Congestion in the Gulf of Mexico
Congestion in the Gulf of Mexico
Katherine Spector at the Columbia Center on Global Energy Policy attempts to quantify short-term and longer-term Gulf of Mexico waterborne crude export capacity. The piece also raises questions about whether sharp growth in non-energy waterborne trade via the Gulf will have a positive or negative effect on decongestion of the energy trade, and whether the type of companies involved in developing new export infrastructure matters for the development of this market.
> The Permian Basin is one of the great US shale oil success stories. Located in West Texas and New Mexico, the basin has seen one of the biggest increases in output of any oil shale region, but it has stumbled on insufficient infrastructure to move new production barrels to market and faced severe price discounts as a result. In response, significant investments are being made to gradually resolve that ex-Permian bottleneck and bring those barrels to the Gulf Coast refining center.
> However, the US refining network alone cannot fully absorb additional volumes of Permian crude. As a result, US oil exports from the Gulf of Mexico have already increased sharply and will continue to grow to accommodate Permian and other US crude production growth. Concerns are now growing that coastal infrastructure bottlenecks will limit waterborne crude exports. Until Gulf Coast export bottlenecks are also resolved, Permian producers will likely continue to face severe price discounts that could impact profitability and ultimately constrain incremental increases in oil production.
> In the space of little more than a decade, US natural gas production has increased by 50 percent, and crude oil production has doubled — to volumes that are quite literally more than the US market knows what to do with. The United States has already become an energy exporting superpower since energy exports were fully legalized just a few years ago. Gross movements of waterborne oil liquids in the US Gulf of Mexico (GOM) are at record highs — in the context of strong waterborne energy and non-energy shipments overall — and just this year crude oil exports have become a meaningful part of that total volume.
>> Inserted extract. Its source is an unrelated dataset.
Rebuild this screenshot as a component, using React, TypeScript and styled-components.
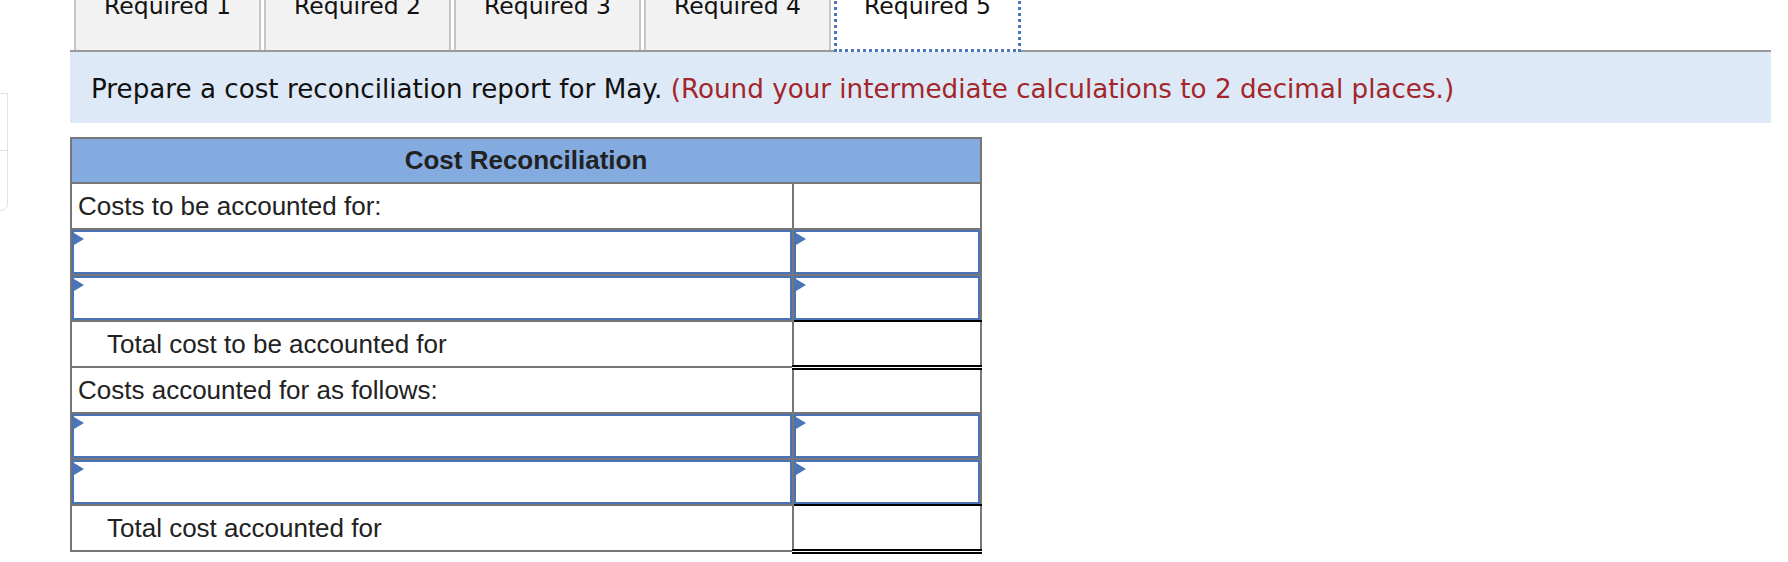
import React from 'react';
import styled, { createGlobalStyle, css } from 'styled-components';

const GlobalStyle = createGlobalStyle`
  html, body {
    margin: 0;
    padding: 0;
    background: #fff;
  }
  body {
    overflow: hidden;
  }
`;

const Page = styled.div`
  padding: 0 17px 0 70px;
  font-family: "DejaVu Sans", Verdana, sans-serif;
`;

// clipped side widget peeking in from the left edge
const SideDock = styled.div`
  position: fixed;
  left: -12px;
  top: 93px;
  width: 18px;
  height: 116px;
  border: 1px solid #e2e2e2;
  border-radius: 0 0 7px 0;
  background: #fff;

  div {
    height: 56px;
    border-bottom: 1px solid #e2e2e2;
  }
`;

const TabBar = styled.div`
  display: flex;
  height: 62px;
  margin-top: -12px;
  padding-left: 4px;
  border-bottom: 2px solid #9a9a9a;
`;

const Tab = styled.div<{ $active?: boolean }>`
  box-sizing: border-box;
  width: 187px;
  height: 100%;
  margin-right: 3px;
  padding-top: 4px;
  border-left: 2px solid #c6c6c6;
  border-right: 2px solid #c6c6c6;
  background: #f2f2f2;
  color: #111;
  font-size: 23.5px;
  text-align: center;
  white-space: nowrap;

  ${({ $active }) =>
    $active &&
    css`
      height: calc(100% + 2px);
      margin-bottom: -2px;
      background: #fff;
      border: 3px dotted #4a77c0;
      border-top: none;
    `}
`;

const Prompt = styled.div`
  padding: 22px 21px 19px;
  background: #dee9f7;
  color: #111;
  font-size: 26.2px;
  white-space: nowrap;

  span {
    color: #a3262a;
  }
`;

const Sheet = styled.table`
  margin-top: 14px;
  width: 912px;
  border-collapse: collapse;
  table-layout: fixed;
  font-family: "Liberation Sans", Arial, sans-serif;
  font-size: 26px;
  color: #222;

  tr {
    height: 46px;
  }
`;

const HeadCell = styled.th`
  height: 43px;
  padding: 0;
  border: 2px solid #777;
  background: #84abe0;
  font-weight: bold;
  text-align: center;
`;

const Cell = styled.td<{ $indent?: boolean; $total?: boolean; $ruleBelow?: boolean; $entry?: boolean }>`
  padding: 0 0 0 ${({ $indent, $entry }) => ($entry ? '0' : $indent ? '35px' : '6px')};
  border: 2px solid #777;
  vertical-align: middle;
  white-space: nowrap;

  ${({ $total }) =>
    $total &&
    css`
      border-top: 2px solid #000;
      border-bottom: 5px double #000;
    `}

  ${({ $ruleBelow }) =>
    $ruleBelow &&
    css`
      border-bottom-color: #000;
    `}
`;

const InputBox = styled.div`
  position: relative;
  box-sizing: border-box;
  height: 44px;
  border: 2px solid #4a73b6;
  background: #fff;
`;

// small dropdown marker in the corner of each entry cell
const Marker = styled.span`
  position: absolute;
  left: 0;
  top: 1px;
  width: 0;
  height: 0;
  border-top: 6px solid transparent;
  border-bottom: 6px solid transparent;
  border-left: 10px solid #4a76b8;
`;

const Entry = ({ ruleBelow }: { ruleBelow?: boolean }) => (
  <tr>
    <Cell $entry>
      <InputBox>
        <Marker />
      </InputBox>
    </Cell>
    <Cell $entry $ruleBelow={ruleBelow}>
      <InputBox>
        <Marker />
      </InputBox>
    </Cell>
  </tr>
);

const tabs = ['Required 1', 'Required 2', 'Required 3', 'Required 4', 'Required 5'];

export default function App() {
  return (
    <>
      <GlobalStyle />
      <SideDock>
        <div />
      </SideDock>
      <Page>
        <TabBar>
          {tabs.map((t, i) => (
            <Tab key={t} $active={i === tabs.length - 1}>
              {t}
            </Tab>
          ))}
        </TabBar>
        <Prompt>
          Prepare a cost reconciliation report for May.{' '}
          <span>(Round your intermediate calculations to 2 decimal places.)</span>
        </Prompt>
        <Sheet>
          <colgroup>
            <col style={{ width: 722 }} />
            <col />
          </colgroup>
          <thead>
            <tr style={{ height: 45 }}>
              <HeadCell colSpan={2}>Cost Reconciliation</HeadCell>
            </tr>
          </thead>
          <tbody>
            <tr>
              <Cell>Costs to be accounted for:</Cell>
              <Cell />
            </tr>
            <Entry />
            <Entry ruleBelow />
            <tr>
              <Cell $indent>Total cost to be accounted for</Cell>
              <Cell $total />
            </tr>
            <tr>
              <Cell>Costs accounted for as follows:</Cell>
              <Cell />
            </tr>
            <Entry />
            <Entry ruleBelow />
            <tr>
              <Cell $indent>Total cost accounted for</Cell>
              <Cell $total />
            </tr>
          </tbody>
        </Sheet>
      </Page>
    </>
  );
}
> In order to keep GOM exports growing, investments are being made to increase the capacity to send oil from the Gulf of Mexico via a class of tanker known as Very Large Crude Carriers (VLCC). Increased outbound VLCC capacity will not only allow for increased overall export volumes at cheaper per barrel transport costs in general but will also specifically exploit the economies of scale that make long-haul exports to the coveted Asian market most viable. While the prospects for additional VLCC loading capacity improve in a time frame of five or more years — particularly if multiple of the discussed offshore crude export terminal projects become firm — expected Permian growth between now and then could make for a very rocky path to debottlenecking. This commentary is an attempt to quantify short-term and longer-term GOM waterborne crude export capacity. It also raises questions about whether sharp growth in non-energy waterborne trade via the Gulf will have a positive or negative effect on decongestion of the energy trade, and whether the type of companies involved in developing new export infrastructure matters for the development of this market.